The club was formed in 1881 by Thomas Berwick, a Liverpool-born calico salesman, and won 7 of its 12 matches in its first season. It entered the Lancashire Senior Cup in 1883–84 and 1884–85, reaching the third round in the latter year, where it lost to Low Moor. At the start of the latter season, the club lost the services of one of its younger players, W. Laybourne, who lost a leg in a colliery accident.

The club's biggest competitive victory came in the 1885–86 Wigan Association Challenge Cup first round, when the side beat Brynn Ramblers 15–0. The same season, the club was suspended by the Liverpool and District Football Association for "riotous behaviour" in a Liverpool District Cup tie at home to Stanley; the home crowd broke through the pitchside ropes after Stanley's Culkin kicked Golborne's Clough in the face. The tie was abandoned, with Stanley 4–1 up, and the Golborne committee escorted the Stanley players away from the station where a crowd was waiting.

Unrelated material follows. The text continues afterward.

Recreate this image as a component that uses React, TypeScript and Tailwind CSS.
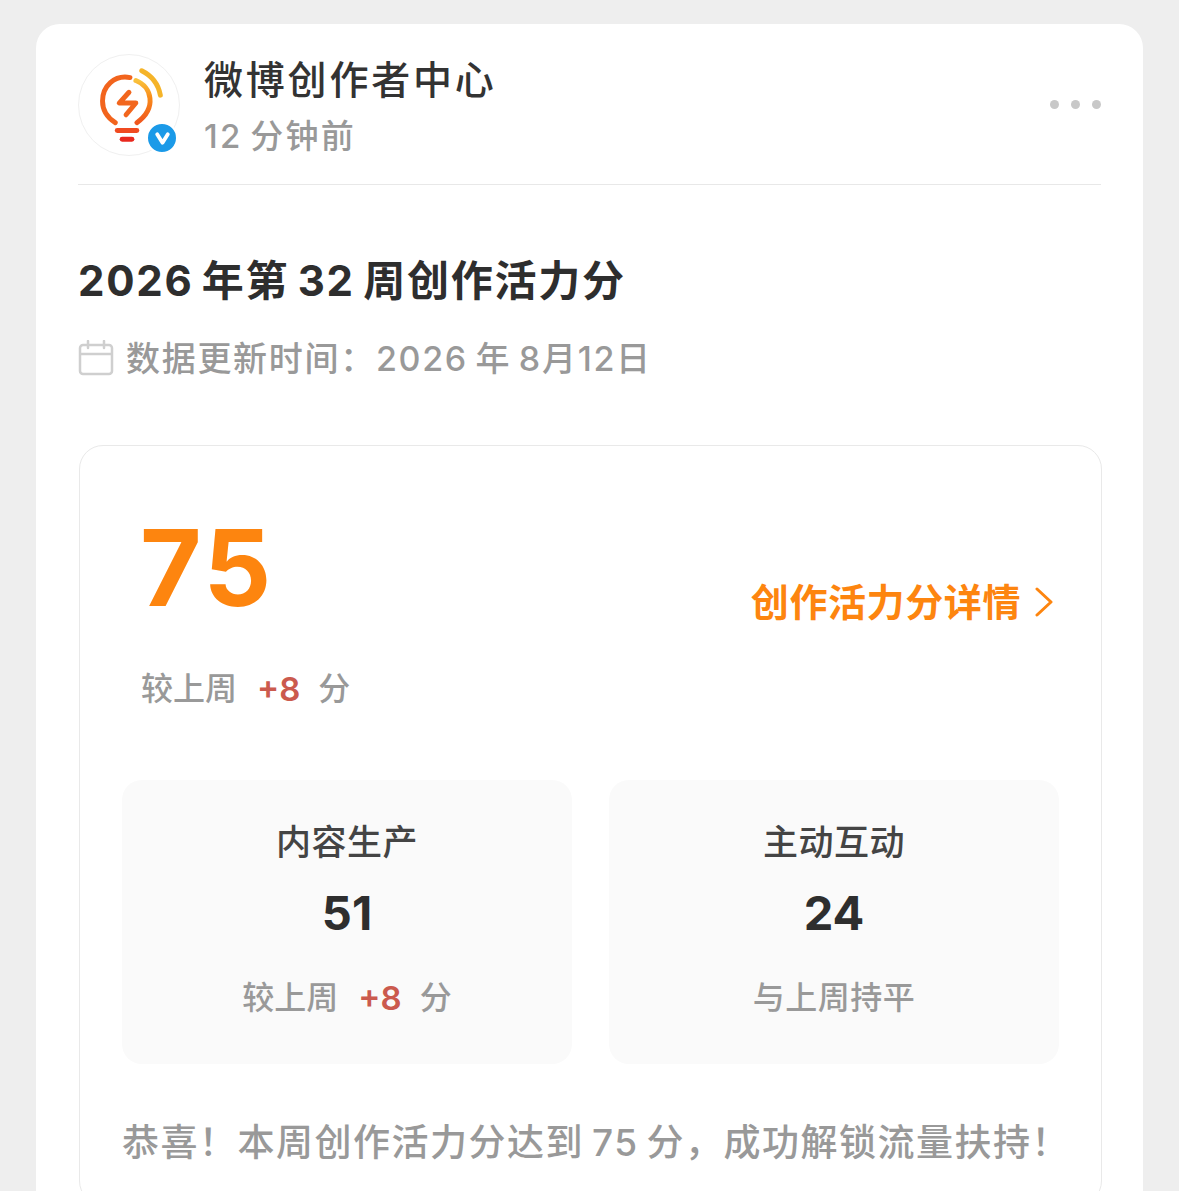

The club first turned a profit (of 16 shillings and sixpence) after the 1887–88 season, but the club suffered further disciplinary trouble in 1890, when secretary Ridyard and player Cooke were suspended for misleading the Lancashire Football Association over Cooke's playing for the club. Worse, following a series of protests and counter-protests in relation to Golborne's win in the Wigan & District Cup semi-final against Ashton-in-Makerfield in 1891, the Cup committee lost patience and expelled both teams from the competition, making Ashton Association - who had won the other semi-final - winner by default.

Nevertheless, Golborne joined the Lancashire Alliance in 1891–92, although it struggled near the foot of the table for five years, before disbanding just after the start of the 1896–97 season.

===Player death===

In January 1893, a Golborne player, the 22-year-old William Knowles, also known as William Lee, a side-piercer from Bolton, died suddenly, the coroner recording that it was caused by "injuries"; it was reported that he had "suffered some ugly falls" in recent matches.

==Colours==

The club wore white shirts and blue knickers.

==Ground==

The club's first ground was at Legh Street. In October 1882 the club moved to a new ground at Golborne railway station, and in 1885 to a new ground owned by a newly-constituted company, the Golborne Recreation Company, known as the May Queen Field, off Bridge Street.